A drainage basin, or catchment as it is also called, is the part of the land surface that is drained by a single river system. Most precipitation that falls on a drainage basin will eventually reach a main river and flow to the sea. A drainage divide, on either side of which water will flow to separate basins, marks the perimeter of a catchment. The characteristics of such a basin, that is, the size, shape, vegetation cover, soil, and bedrock, determine how fast rainfall reaches a main river and the frequency and severity of flooding.

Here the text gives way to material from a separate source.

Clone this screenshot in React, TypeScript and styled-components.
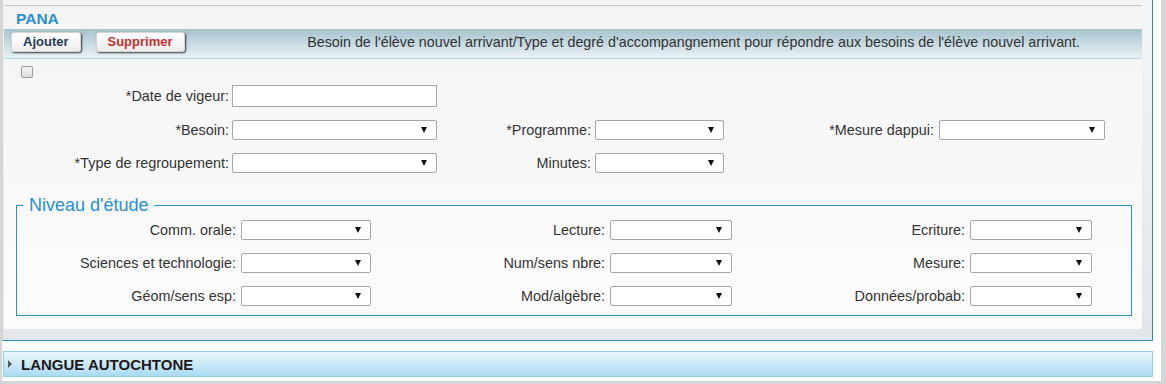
import styled, { createGlobalStyle } from 'styled-components';

const GlobalStyle = createGlobalStyle`
    html, body {
        margin: 0;
        padding: 0;
    }
    body {
        background: #d6d6d6;
        font-family: "Liberation Sans", Arial, Helvetica, sans-serif;
        font-size: 14.4px;
        color: #333;
    }
    * { box-sizing: border-box; }
`;

const Page = styled.div`
    width: 1166px;
    height: 384px;
    padding: 0 5px 3px 2px;
`;

const Wrapper = styled.div`
    display: flex;
    flex-direction: column;
    gap: 10px;
    height: 100%;
    padding: 0 8px 3px 0;
    background: #fff;
`;

const Panel = styled.section`
    padding: 5px 10px 11px 1px;
    border-left: 1px solid #d2d2d2;
    border-right: 1px solid #2a8cc4;
    border-bottom: 1px solid #2a8cc4;
    background: linear-gradient(#f3f5f7, #e3e6ea);
`;

const Content = styled.div`
    padding-bottom: 13px;
    border-top: 1px solid #c6c6c6;
    background: linear-gradient(#f4f4f4, #fcfcfc);
`;

const Title = styled.h2`
    margin: 0;
    height: 23px;
    padding: 1px 0 0 12px;
    font-size: 15.5px;
    line-height: 23px;
    font-weight: bold;
    color: #2b8fcf;
`;

const Toolbar = styled.div`
    display: flex;
    align-items: flex-start;
    height: 30px;
    padding: 3px 0 0 7px;
    border-bottom: 1px solid #b7d7ea;
    background: linear-gradient(#a6c2ce, #e9f2f6);
`;

const Button = styled.button<{ $danger?: boolean }>`
    height: 20px;
    margin-right: 15px;
    padding: 0 11px;
    border: 1px solid #d4d4d4;
    border-radius: 3px;
    background: linear-gradient(#ffffff, #ececec);
    box-shadow: 1px 1px 2px rgba(0, 0, 0, 0.75);
    font-family: inherit;
    font-size: 13px;
    font-weight: bold;
    line-height: 18px;
    color: ${p => (p.$danger ? '#c43030' : '#1d3b5b')};
`;

const Description = styled.div`
    margin-left: auto;
    padding-right: 62px;
    font-size: 14.3px;
    line-height: 20px;
    color: #333;
    white-space: nowrap;
`;

const Check = styled.input.attrs({ type: 'checkbox' })`
    appearance: none;
    display: block;
    width: 12px;
    height: 12px;
    margin: 7px 0 0 17px;
    border: 1px solid #9a9a9a;
    border-radius: 2px;
    background: linear-gradient(#f4f4f4, #dcdcdc);
`;

const FormGrid = styled.div`
    display: grid;
    grid-template-columns: 228px 205px 158px 129px 215px 166px;
    grid-template-rows: 22px 20px 20px;
    row-gap: 13px;
    align-items: center;
    margin-top: 7px;
`;

const Label = styled.label<{ $pad: number }>`
    padding-right: ${p => p.$pad}px;
    text-align: right;
    white-space: nowrap;
    color: #333;
`;

const TextInput = styled.input`
    width: 100%;
    height: 22px;
    margin: 0;
    border: 1px solid #a9a9a9;
    background: #fff;
`;

const SelectBox = styled.div`
    position: relative;
    height: 20px;
`;

const NativeSelect = styled.select`
    appearance: none;
    width: 100%;
    height: 100%;
    margin: 0;
    padding: 0 4px;
    border: 1px solid #a6a6a6;
    border-radius: 2px;
    background: #fff;
    font: 13px "Liberation Sans", Arial, sans-serif;
`;

const Caret = styled.span`
    position: absolute;
    right: 10px;
    top: 7px;
    border-left: 3px solid transparent;
    border-right: 3px solid transparent;
    border-top: 6px solid #111;
    pointer-events: none;
`;

const Fieldset = styled.fieldset`
    margin: 22px 10px 0 12px;
    padding: 5px 0 9px;
    border: 1px solid #2a90c8;
`;

const Legend = styled.legend`
    margin-left: 6px;
    padding: 0 5px 0 6px;
    font-size: 18px;
    line-height: 20px;
    color: #2b8fcf;
`;

const LevelGrid = styled.div`
    display: grid;
    grid-template-columns: 224px 130px 239px 122px 238px 122px;
    grid-auto-rows: 20px;
    row-gap: 13px;
    align-items: center;
`;

const Collapsed = styled.div`
    display: flex;
    align-items: center;
    height: 26px;
    margin-left: 1px;
    padding-left: 4px;
    border: 1px solid #95cbe6;
    background: linear-gradient(#ecf7fd, #a9dbf2);
    font-size: 15px;
    font-weight: bold;
    color: #231818;
`;

const Arrow = styled.span`
    width: 0;
    height: 0;
    margin-right: 9px;
    border-top: 4px solid transparent;
    border-bottom: 4px solid transparent;
    border-left: 4px solid #5a5a5a;
`;

function Select() {
    return (
        <SelectBox>
            <NativeSelect defaultValue="">
                <option value=""></option>
            </NativeSelect>
            <Caret />
        </SelectBox>
    );
}

const mainPads = [3, 4, 5];

const mainRows: (string | null)[][] = [
    ['*Besoin:', '*Programme:', '*Mesure dappui:'],
    ['*Type de regroupement:', 'Minutes:', null],
];

const levelRows = [
    ['Comm. orale:', 'Lecture:', 'Ecriture:'],
    ['Sciences et technologie:', 'Num/sens nbre:', 'Mesure:'],
    ['Géom/sens esp:', 'Mod/algèbre:', 'Données/probab:'],
];

export default function App() {
    return (
        <>
            <GlobalStyle />
            <Page>
                <Wrapper>
                    <Panel>
                        <Content>
                            <Title>PANA</Title>
                            <Toolbar>
                                <Button>Ajouter</Button>
                                <Button $danger>Supprimer</Button>
                                <Description>
                                    Besoin de l'élève nouvel arrivant/Type et degré d'accompangnement pour répondre aux besoins de l'élève nouvel arrivant.
                                </Description>
                            </Toolbar>
                            <Check />
                            <FormGrid>
                                <Label $pad={3}>*Date de vigeur:</Label>
                                <TextInput type="text" />
                                <span />
                                <span />
                                <span />
                                <span />
                                {mainRows.map(row =>
                                    row.map((label, i) =>
                                        label ? (
                                            [
                                                <Label key={label} $pad={mainPads[i]}>{label}</Label>,
                                                <Select key={label + '-s'} />,
                                            ]
                                        ) : (
                                            [<span key={'e' + i} />, <span key={'f' + i} />]
                                        )
                                    )
                                )}
                            </FormGrid>
                            <Fieldset>
                                <Legend>Niveau d'étude</Legend>
                                <LevelGrid>
                                    {levelRows.map(row =>
                                        row.map(label => [
                                            <Label key={label} $pad={5}>{label}</Label>,
                                            <Select key={label + '-s'} />,
                                        ])
                                    )}
                                </LevelGrid>
                            </Fieldset>
                        </Content>
                    </Panel>
                    <Collapsed>
                        <Arrow />
                        LANGUE AUTOCHTONE
                    </Collapsed>
                </Wrapper>
            </Page>
        </>
    );
}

Other features are also the result of glacial action. The largest of the ponds (lake) has a long narrow shape and fairly regular outline typical of concentrated glacial erosion in a pre-glacial valley. Widespread erosion by the ice sheet eroded soil and weathered rock, exposing the bedrock in rock outcrops. Some of these are on the higher ground, near the divide; others may occur in the stream's course, creating falls or rapids. Glacial erosion on the divide created a depression now occupied by a lake which drains two ways - into the basin and into the adjacent catchment.
Divide: the boundary between one drainage basin (catchment) and the adjacent basin.
Downslope seepage: downslope movement of groundwater close to, or at the surface.
Fall or rapid: steepening of a steam's gradient over an outcrop of bedrock.
Lake in glacial rock-basin: a natural water body occupying a rock-basin eroded by glacial ice into bedrock.
Main stream: the stream into which all the surface water in the catchment eventually flows.
Ponds: small water bodies.
Rock outcrop: bedrock at the surface, normally the result of glacial erosion.
Tributary: a stream draining into a larger stream.
Wetland: bog, fen, marsh; an area of poor drainage where poorly decomposed plant material accumulates to form peat.
Adapted and colourised by Duleepa Wijayawardhana from a diagram in The Natural Environment of Newfoundland, Past and Present. Edited by Alan G. Macpherson and Joyce Brown Macpherson (St. John's, NL: Memorial University of Newfoundland, © 1981 MUNCL) 184.
Catchments in Newfoundland and Labrador are fairly typical of areas, with resistant (strong) bedrock, that have been overrun by glaciers. As a result, they have numerous lakes and wetlands and variable slopes. Two types of lakes are common: small, shallow, irregular ponds and larger, deep rock-basin lakes, which may also be called ponds. Western Brook Pond, a large lake in Western Newfoundland, is an example. Small ponds can occupy hollows, either eroded in the bedrock by glacial action, or created by the irregular surface of glacial deposits. Damming due to natural accumulations of glacial, fluvial or marine deposits or even beaver dams may also create ponds.
Rock-basin lakes are usually long and narrow, reflecting the local bedrock characteristics (e.g., faults) and the direction of glacial movement. All the major lakes of the province are of this type. Artificial dams, such as those at Red Indian Lake and Grand Lake on the island's west coast, have enlarged other lakes.
Variable slopes in a drainage basin are most evident along a river's course; steep gradients cause rapids or waterfalls and low gradients form pools or areas of slow currents called steadies. Dramatic waterfalls arise when streams draining into a rock-basin lake fall from a great height as at Western Brook Pond. The energy of a stream falling over a considerable drop can be harnessed to develop hydroelectricity. Churchill Falls in Labrador, Deer Lake in western Newfoundland, and Grand Falls in the centre of the island, have all been used to create hydroelectric power.
The irregular surface produced by glacial activity locally creates poorly drained hollows in a drainage basin; these develop into wetlands (bogs, fens and marshes). Here water logging prevents the decay of dead plant material that as a result accumulates as peat. The southern Avalon Peninsula has so much precipitation that wetlands are very extensive, forming blanket bogs.